The planned increase to 72 movements per hour outside the construction window beginning October 26 is a cautious nudge upward. It restores some peak bank structure without returning to brittle operations. For travelers, this should mean fewer mass rebooks, more realistic recovery after ground delay programs, and a modest improvement in completion factors. The tradeoff is thinner flight choice at the spikiest minutes of the day, plus potential fare firmness if peak seats are more constrained.

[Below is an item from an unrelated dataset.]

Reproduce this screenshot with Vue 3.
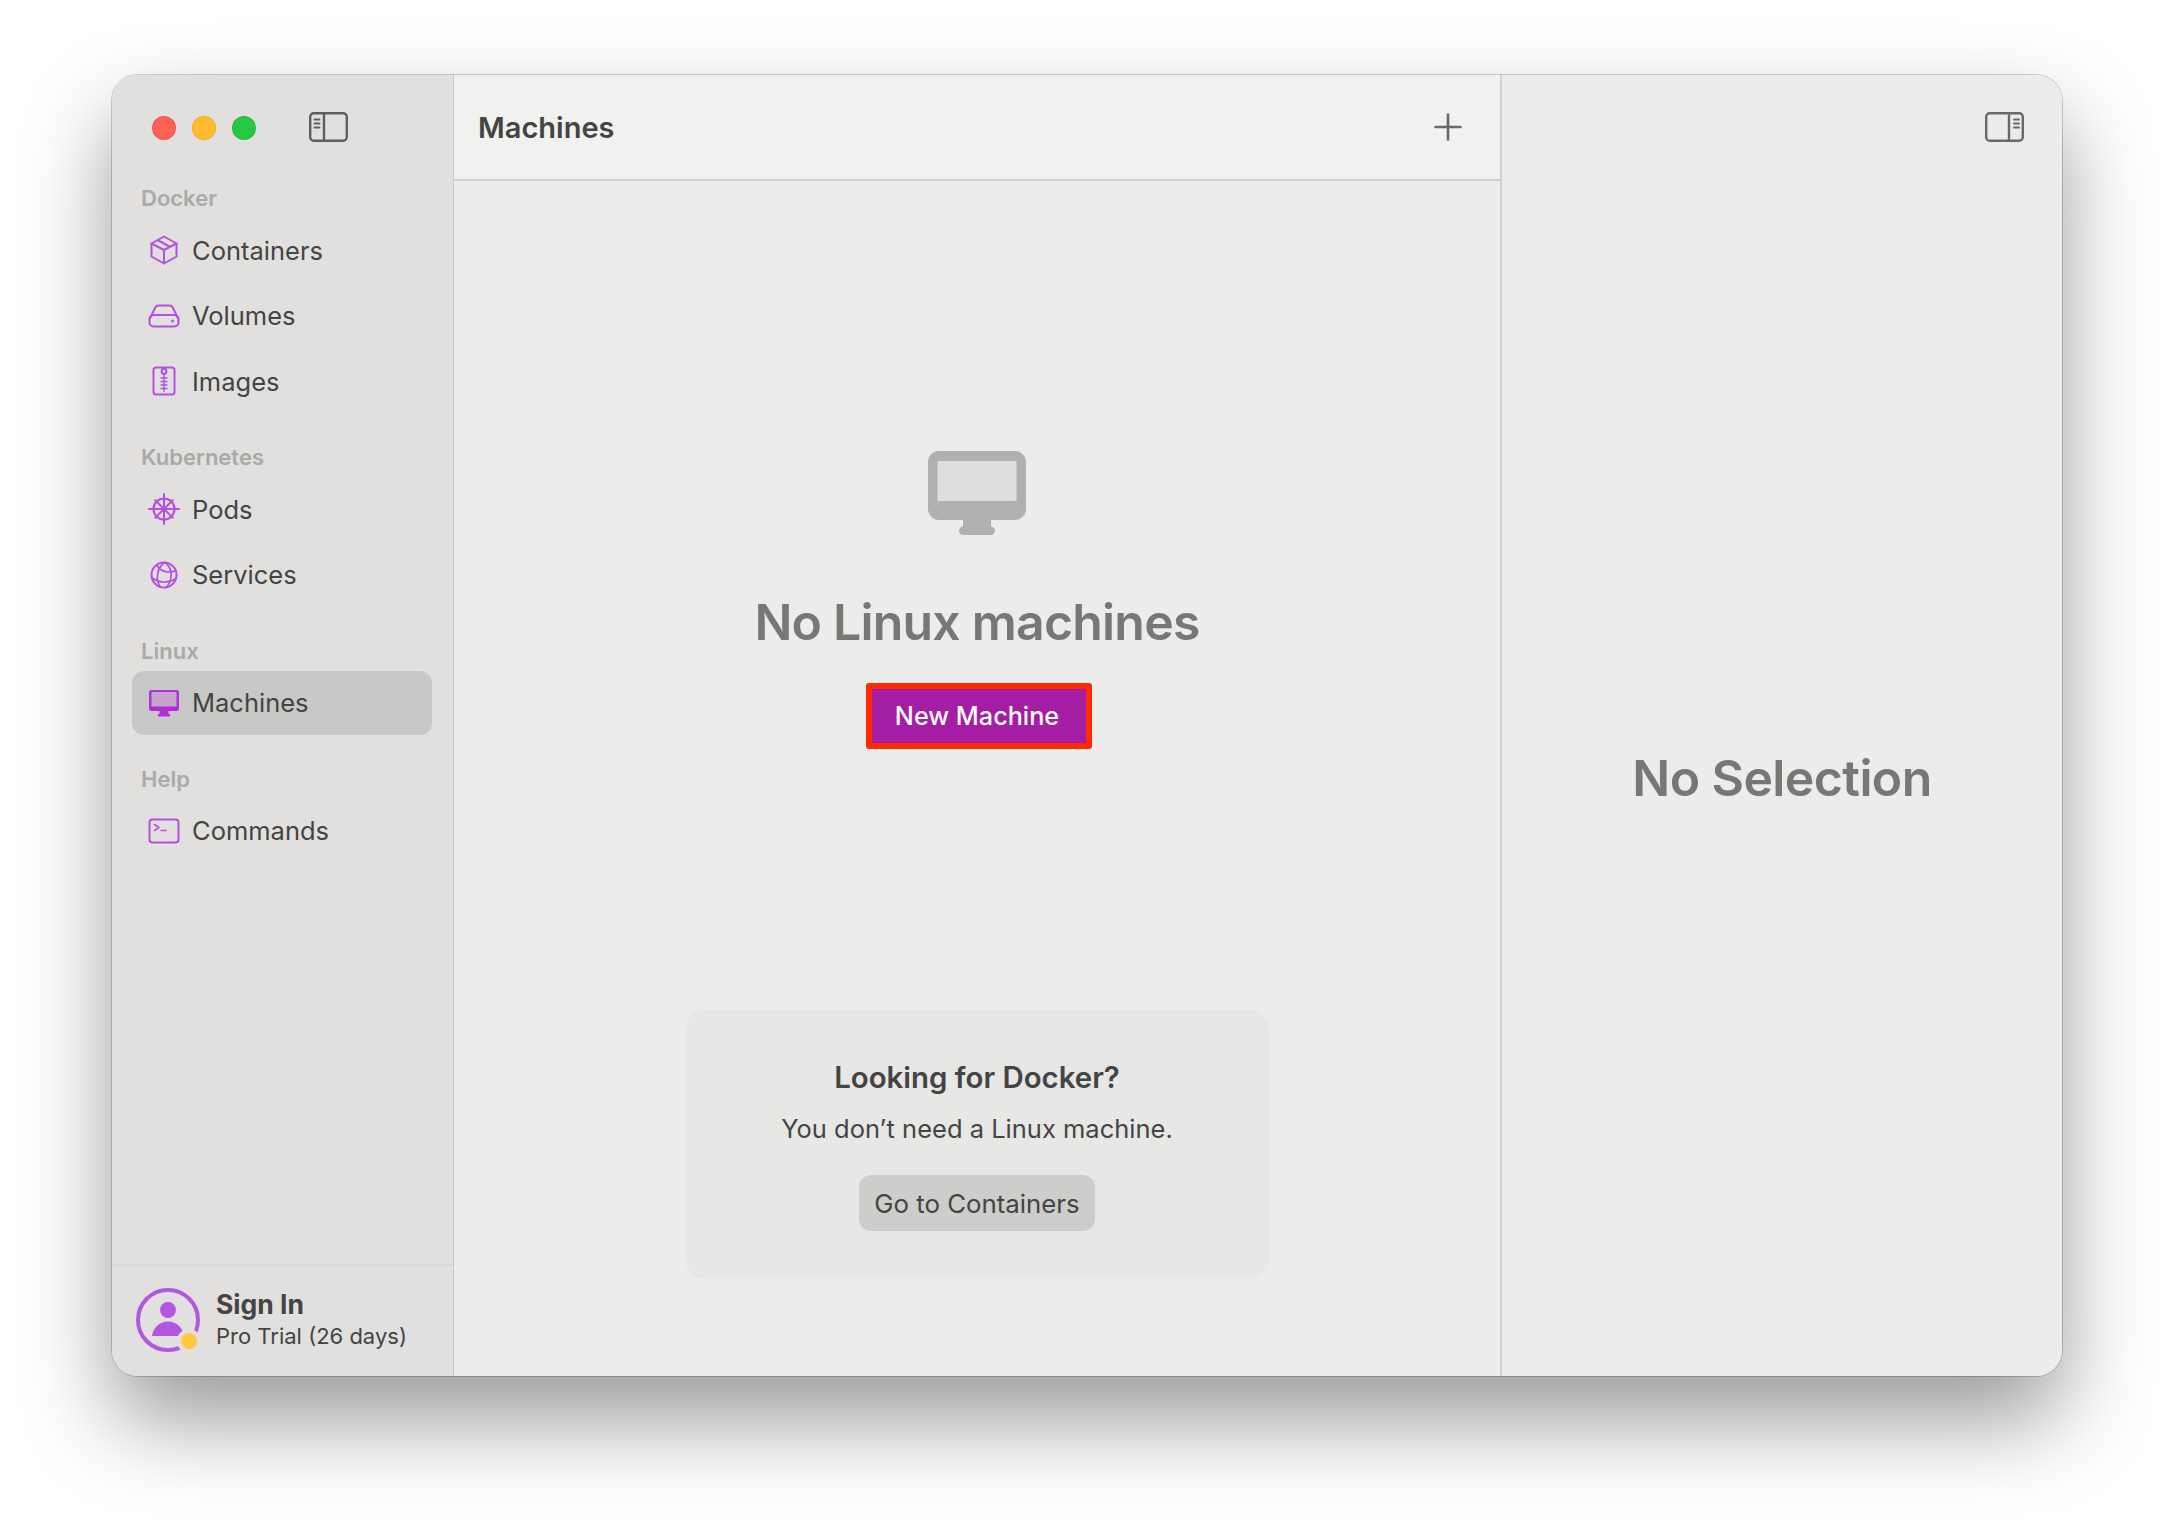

Success hinges on controller staffing in the New York approach environment and on airlines maintaining buffers in block and turn times. If staffing improves and construction milestones hold, the cap can function as a stabilizer rather than a brake. If either slips, the cap will mainly contain the downside by preventing overscheduling that the system cannot reliably move.
Final Thoughts
For a hub with chronic weather and airspace complexity, predictability beats overreach. The FAA's proposal offers airlines a clear planning envelope through October 24, 2026, tighter on construction weekends and slightly roomier once the October 26 threshold arrives. Carriers can use the next schedules to de-peak, upgauge, and build recovery into turns, which should translate into more dependable days for travelers. Watch the comment docket for airline pushback on specific hour blocks and for signals about longer-term capacity once runway work winds down. Until then, stability is the strategy at Newark, and that is the point of a Newark flight cap.